Jackson continues with his discussion of Rysanek’s famous Senta, in which she manages to incorporate perceived vocal shortcomings into convincing aspects of her intense character portrayal, redeemed further by the gleaming power of her upper tones and the expressiveness of her pianissimi. He notes:
"As Senta pledges faithfulness unto death, the soprano’s triumph is complete. Is it danger that vibrates in those top notes and makes Rysanek so intriguing an artist, a heroine singing on the edge, abandon and exaltation captured in the cutting brilliance of her tone? She is an artist who markets rapture as though it were her daily bread. The soprano retains vocal control in the final scene as well, her instrument well-channeled as Senta’s [final phrase] fiercely slices the air and pierces our hearts. … The tang is the aftertaste of ecstasy."

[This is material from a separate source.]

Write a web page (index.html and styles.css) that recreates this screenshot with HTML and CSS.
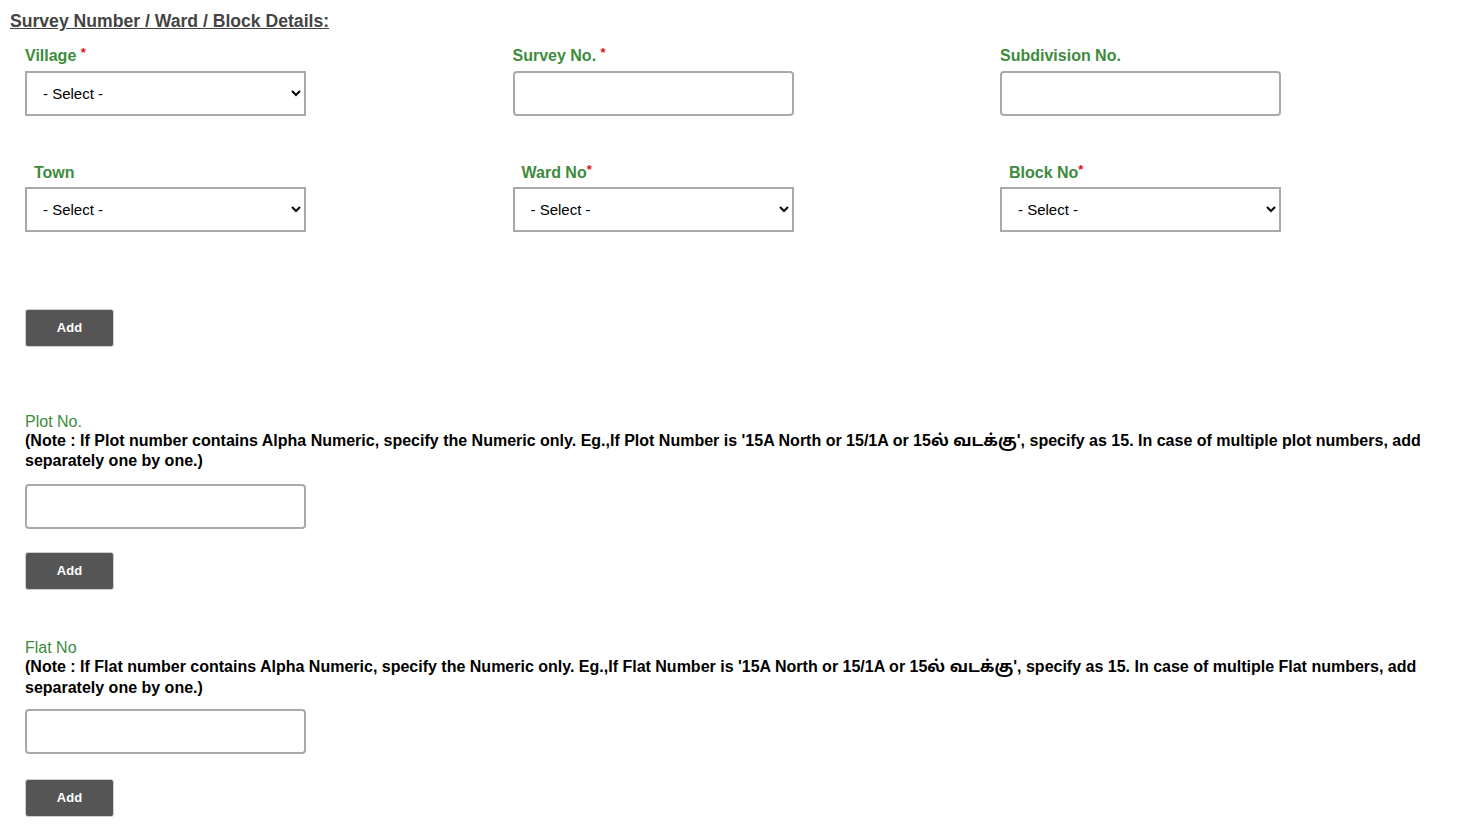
FILE: index.html
```html
<!DOCTYPE html>
<html lang="en">
<head>
<meta charset="utf-8">
<title>Survey Number / Ward / Block Details</title>
<link rel="stylesheet" href="styles.css">
</head>
<body>
<div class="page">
  <h3 class="heading">Survey Number / Ward / Block Details:</h3>

  <div class="fields">
    <div class="field">
      <label class="field-label">Village <span class="req">*</span></label>
      <select class="ctrl-select"><option>- Select -</option></select>
    </div>
    <div class="field">
      <label class="field-label">Survey No. <span class="req">*</span></label>
      <input class="ctrl-input" type="text">
    </div>
    <div class="field">
      <label class="field-label">Subdivision No.</label>
      <input class="ctrl-input" type="text">
    </div>

    <div class="field">
      <label class="field-label indent">Town</label>
      <select class="ctrl-select"><option>- Select -</option></select>
    </div>
    <div class="field">
      <label class="field-label indent">Ward No<span class="req">*</span></label>
      <select class="ctrl-select"><option>- Select -</option></select>
    </div>
    <div class="field">
      <label class="field-label indent">Block No<span class="req">*</span></label>
      <select class="ctrl-select"><option>- Select -</option></select>
    </div>
  </div>

  <div class="block first-add">
    <button class="btn-add" type="button">Add</button>
  </div>

  <div class="block plot">
    <div class="sub-label">Plot No.</div>
    <div class="note">(Note : If Plot number contains Alpha Numeric, specify the Numeric only. Eg.,If Plot Number is '15A North or 15/1A or 15ல் வடக்கு', specify as 15. In case of multiple plot numbers, add separately one by one.)</div>
    <input class="ctrl-input plot-input" type="text">
    <button class="btn-add plot-btn" type="button">Add</button>
  </div>

  <div class="block flat">
    <div class="sub-label">Flat No</div>
    <div class="note">(Note : If Flat number contains Alpha Numeric, specify the Numeric only. Eg.,If Flat Number is '15A North or 15/1A or 15ல் வடக்கு', specify as 15. In case of multiple Flat numbers, add separately one by one.)</div>
    <input class="ctrl-input flat-input" type="text">
    <button class="btn-add flat-btn" type="button">Add</button>
  </div>
</div>
</body>
</html>
```

FILE: styles.css
```css
html, body {
  margin: 0;
  padding: 0;
  background: #ffffff;
}

body {
  font-family: "Liberation Sans", Arial, "Noto Sans Tamil", "Noto Sans", sans-serif;
  color: #000;
}

.page {
  padding: 10.9px 10px 0 10px;
}

.heading {
  margin: 0;
  font-size: 17.6px;
  line-height: 20px;
  font-weight: bold;
  color: #444444;
  text-decoration: underline;
}

.fields {
  display: grid;
  grid-template-columns: 487.5px 487.5px 1fr;
  row-gap: 47.5px;
  margin: 15.1px 0 0 15px;
}

.field {
  display: flex;
  flex-direction: column;
  align-items: flex-start;
}

.field-label {
  font-size: 16px;
  line-height: 19px;
  font-weight: bold;
  color: #3d8b3d;
  margin-bottom: 6px;
}

.field-label.indent {
  padding-left: 9px;
  margin-bottom: 4.5px;
}

.req {
  color: #e01010;
  font-size: 13px;
  vertical-align: top;
  line-height: 14px;
}

.ctrl-select {
  width: 281px;
  height: 45px;
  box-sizing: border-box;
  border: 2px solid #a9a9a9;
  border-radius: 0;
  background: #ffffff;
  font-family: "Liberation Sans", Arial, sans-serif;
  font-size: 15px;
  color: #000;
  padding: 0 6px 0 12px;
  outline: none;
}

.ctrl-input {
  display: block;
  width: 281px;
  height: 45px;
  box-sizing: border-box;
  border: 2px solid #a9a9a9;
  border-radius: 4px;
  background: #ffffff;
  font-family: "Liberation Sans", Arial, sans-serif;
  font-size: 15px;
  padding: 0 10px;
  margin: 0;
  outline: none;
}

.block {
  margin-left: 15px;
}

.first-add {
  margin-top: 77px;
}

.btn-add {
  display: block;
  height: 38px;
  width: 89px;
  box-sizing: border-box;
  margin: 0;
  padding: 0;
  background: #555555;
  color: #ffffff;
  border: 1px solid #cfcfcf;
  border-radius: 3px;
  font-family: "Liberation Sans", Arial, sans-serif;
  font-size: 13px;
  font-weight: bold;
  cursor: pointer;
}

.plot {
  margin-top: 65px;
}

.flat {
  margin-top: 48.3px;
}

.sub-label {
  font-size: 16px;
  line-height: 19px;
  color: #3d8b3d;
}

.note {
  width: 1420px;
  font-size: 16px;
  line-height: 20.5px;
  font-weight: bold;
  color: #000;
}

.plot-input {
  margin-top: 12px;
}

.flat-input {
  margin-top: 11px;
}

.plot-btn {
  margin-top: 23px;
}

.flat-btn {
  margin-top: 24.5px;
}
```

These aspects of Rysanek’s broadcast performance are heard equally in the subsequent RCA recording that shortly followed.

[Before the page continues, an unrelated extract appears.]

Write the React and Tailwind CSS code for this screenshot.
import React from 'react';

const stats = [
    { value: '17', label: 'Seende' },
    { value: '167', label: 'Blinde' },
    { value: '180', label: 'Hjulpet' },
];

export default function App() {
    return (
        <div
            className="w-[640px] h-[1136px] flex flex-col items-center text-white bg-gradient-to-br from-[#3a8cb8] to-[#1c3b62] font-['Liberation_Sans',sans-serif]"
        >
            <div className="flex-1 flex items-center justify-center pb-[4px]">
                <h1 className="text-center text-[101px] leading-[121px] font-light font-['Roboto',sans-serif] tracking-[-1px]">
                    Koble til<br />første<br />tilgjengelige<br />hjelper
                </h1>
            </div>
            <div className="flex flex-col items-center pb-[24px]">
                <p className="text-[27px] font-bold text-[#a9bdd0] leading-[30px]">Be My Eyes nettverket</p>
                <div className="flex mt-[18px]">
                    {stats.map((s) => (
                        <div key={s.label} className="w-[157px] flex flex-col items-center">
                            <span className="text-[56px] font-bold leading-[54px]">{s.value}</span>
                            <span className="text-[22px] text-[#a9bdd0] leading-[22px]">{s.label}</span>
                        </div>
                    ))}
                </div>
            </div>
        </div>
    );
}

One cannot divorce the technical aspects of a recording from the emotional impact that the recording makes on listeners, and we believe that HDTT’s new presentation of this historic early stereo Dutchman recording, heard for the first time on pitch and with previously unheard hi-def clarity, provides a much more powerful and moving listening experience of this chilling, brine-drenched, ghost-story opera. It also much more accurately serves the reputations of the outstanding singers and conductor heard in this resplendent recording.
By John H. Haley
Harmony Restorations LLC
(grateful thanks to Richard Hess for his always very knowledgeable technical analysis)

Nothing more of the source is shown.